Kekerasan terhadap perempuan sering kali dikaitkan dengan faktor budaya patriarki yang menempatkan perempuan dalam posisi tak setara dengan   laki-laki. Kontribusi perempuan juga tak diakui sehingga keberadaannya lebih banyak dipandang sebagai obyek seksual ketimbang sebagai manusia yang punya hak dan kewajiban sebagaimana manusia lain. Dengan dalih agama dan budaya, tindakan yang mendomestikasi perempuan sering kali dibenarkan, termasuk tindakan menghalangi perempuan untuk berkiprah di ruang publik.

Mengubah cara pandang yang patriarkis hanya akan efektif jika dilakukan lewat pendidikan. Masalahnya, apakah dunia pendidikan kita telah memberikan perhatian pada masalah ini? Sayangnya jawabannya tidak. Sepanjang kurikulum pendidikan di Indonesia masih mengedepankan aspek kognisi, upaya menghapuskan kekerasan pada perempuan masih jauh panggang dari api.

Sebagai ilustrasi, untuk mencegah kekerasan seksual sejak dini, kepada anak laki-laki seharusnya diajari mengenali apa fungsi alat kelaminnya dan mengapa harus mencegah diri sendiri dari perbuatan kekerasan seksual. Demikian juga kepada anak perempuan.

Selain itu, kurikulum pendidikan di Indonesia juga sudah seharusnya mengajarkan prinsip kemanusiaan dalam tataran yang lebih operasional. Antara lain menghormati orang lain sebagaimana ia menghormati diri sendiri, mencegah orang lain terluka atau tersakiti sebagaimana ia juga tak ingin terluka atau tersakiti, serta memandang setiap laki-laki dan perempuan sebagai orang yang sama-sama punya potensi dan keunggulan tanpa dibedakan berdasarkan jenis kelamin.

Adanya asumsi bahwa pendidikan seksual dan reproduksi sama dengan mengajarkan berhubungan seksual sungguh tak masuk akal. Diakui atau tidak, asumsi itulah yang selama ini jadi penghambat upaya sistemik menghapuskan kekerasan terhadap perempuan.  Padahal, negara yang memberikan pendidikan seksual dan reproduksi sejak dini terbukti mampu menciptakan anak-anak yang well-informed tentang apa itu kekerasan seksual, termasuk menekan angka kehamilan di usia remaja (www.cnnindonesia.com).

Peran negara

Keluarga sebagai unit terkecil dalam masyarakat dan negara tentu dapat berperan aktif mengikis budaya patriarki. Namun, mengingat budaya patriarki  masih tertanam kuat dalam institusi keluarga secara umum,  di sinilah peran negara sangat dibutuhkan untuk membangun pendidikan adil jender. Negara seharusnya membuat ukuran keberhasilan sistem pendidikan dari seberapa besar peserta didik mampu menerapkan tindakan kebaikan dan  mengartikulasikan budi pekerti dalam kehidupan keseharian.

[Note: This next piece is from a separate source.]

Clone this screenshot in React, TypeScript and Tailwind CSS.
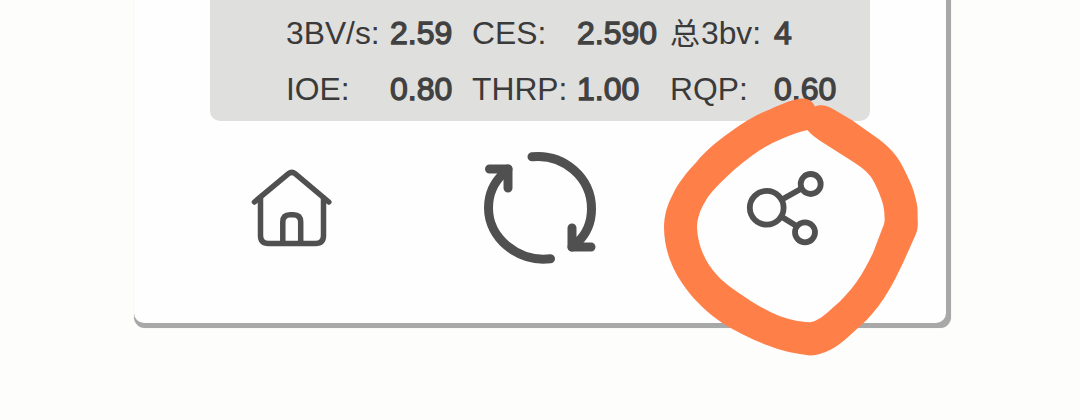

Masih banyaknya kasus kekerasan terhadap perempuan seharusnya jadi refleksi kementerian yang membidangi urusan pendidikan untuk mengubah sistem pendidikan yang selama ini diberlakukan menjadi sistem pendidikan yang mampu membangkitkan rasa kemanusiaan serta meninggikan harkat dan martabat setiap manusia, tak terkecuali perempuan. Melalui pendidikan yang adil jender, bangsa Indonesia kelak akan mampu menghindari sikap victim blaming (menyalahkan korban) ketika terjadi peristiwa kekerasan pada perempuan. Setiap orang di Indonesia juga akan mampu mengambil tindakan yang tepat untuk melindungi dan menolong korban kekerasan sesuai kapasitas masing-masing.

Peringatan Hari Anti Kekerasan terhadap Perempuan adalah momentum bagi kita warga negara, baik laki-laki maupun perempuan, dan juga negara, untuk membangun budaya menghapuskan kekerasan terhadap perempuan. Melalui langkah nyata membangun budaya anti-kekerasan pada perempuan, bangsa Indonesia akan mampu mencegah munculnya pelaku pelecehan seksual seperti dialami Baiq Nuril dan akan mampu menghindarkan kriminalisasi pada korban.